Jerzy Bordziłowski (; 16 November 1900 – 5 April 1983) was a Polish and Soviet military officer and communist politician.

Biography
Born in Ostrów Mazowiecka to a Polish doctor serving in the Russian Imperial Army, he spent his childhood in Kherson. In 1919 he joined the Red Army and fought against Poland during the Polish-Bolshevist War and in the Russian Civil War. After the outbreak of Nazi-Soviet War he was promoted to the rank of Colonel and became the chief inspector of engineers and sappers of the 21st Army. He took part in the Battle of Stalingrad and in September 1942 was promoted to the rank of General and became the deputy commanding officer of the Voronezh Front.
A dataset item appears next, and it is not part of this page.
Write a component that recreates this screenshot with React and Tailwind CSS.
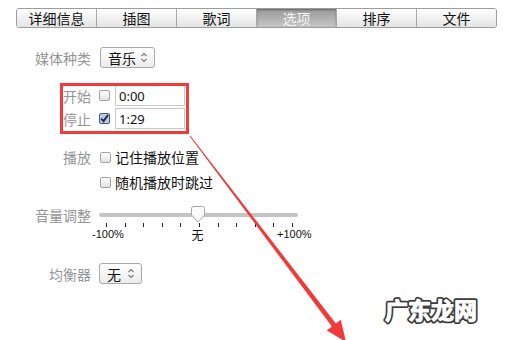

On 24 September 1944 he was dispatched by his Soviet superiors to join the Polish Army along with a number of high-ranking Soviet officers of Polish extraction. He commanded all engineering troops of the First Polish Army. Shortly after World War II ended, on 11 July 1945, he was promoted to the rank of Lieutenant General, and became the head of engineering troops of the Polish Armed Forces.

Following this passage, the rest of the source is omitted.